_SOURCE MATERIAL:_

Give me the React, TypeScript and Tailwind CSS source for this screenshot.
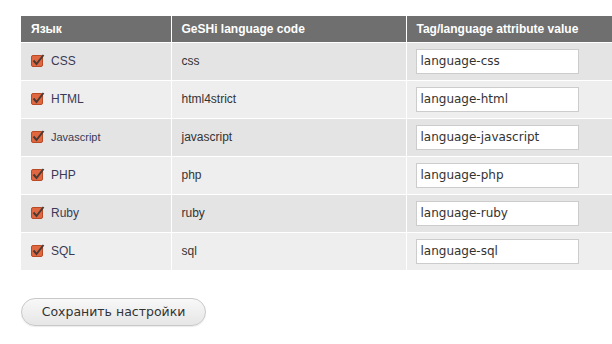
import React from "react";

const rows = [
  { name: "CSS", code: "css", tag: "language-css" },
  { name: "HTML", code: "html4strict", tag: "language-html" },
  { name: "Javascript", code: "javascript", tag: "language-javascript" },
  { name: "PHP", code: "php", tag: "language-php" },
  { name: "Ruby", code: "ruby", tag: "language-ruby" },
  { name: "SQL", code: "sql", tag: "language-sql" },
];

function CheckIcon() {
  return (
    <svg width="14" height="14" viewBox="0 0 14 14" className="shrink-0">
      <rect x="0.5" y="1.5" width="11" height="11" rx="1.5" fill="#e0673f" stroke="#b94a26" />
      <path d="M2.5 6.5 L5.5 10 L12.5 1" fill="none" stroke="#4a3a36" strokeWidth="2" />
    </svg>
  );
}

export default function App() {
  return (
    <div className="w-[612px] h-[344px] bg-white overflow-hidden font-['Liberation_Sans',Arial,sans-serif]">
      <div className="pt-4 pl-[21px]">
        <table className="w-[592px] border-collapse text-[12px] text-[#333]">
          <thead>
            <tr className="bg-[#6f6f6f] text-white font-bold text-left h-[26px]">
              <th className="w-[150px] pl-[10px] border-r border-white">Язык</th>
              <th className="w-[235px] pl-[10px] border-r border-white">GeSHi language code</th>
              <th className="pl-[10px]">Tag/language attribute value</th>
            </tr>
          </thead>
          <tbody>
            {rows.map((r, i) => (
              <tr
                key={r.name}
                className={`h-[38px] border-t border-white ${i % 2 === 0 ? "bg-[#e4e4e4]" : "bg-[#eeeeee]"}`}
              >
                <td className="pl-[10px] border-r border-white">
                  <div className="flex items-center gap-[6px]">
                    <CheckIcon />
                    <span className={r.name === "Javascript" ? "text-[11px] text-[#3a3a55]" : "text-[#3a3a55]"}>{r.name}</span>
                  </div>
                </td>
                <td className="pl-[10px] border-r border-white">{r.code}</td>
                <td className="pl-[9px]">
                  <div className="w-[163px] h-[25px] bg-white border border-[#cccccc] flex items-center pl-[4px] text-[12px] text-[#333] font-['DejaVu_Sans',Verdana,sans-serif]">
                    {r.tag}
                  </div>
                </td>
              </tr>
            ))}
          </tbody>
        </table>
        <button className="mt-[28px] w-[185px] h-[28px] rounded-full border border-[#c8c8c8] bg-gradient-to-b from-[#f8f8f8] to-[#e6e6e6] text-[12.5px] text-[#333] font-['DejaVu_Sans',Verdana,sans-serif] shadow-[0_1px_1px_rgba(0,0,0,0.08)]">
          Сохранить настройки
        </button>
      </div>
    </div>
  );
}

_GIVEN TASK:_ Search the listing for the string "React". Copy each line where it turns up.

_THE OUTPUT:_
Give me the React, TypeScript and Tailwind CSS source for this screenshot.
import React from "react";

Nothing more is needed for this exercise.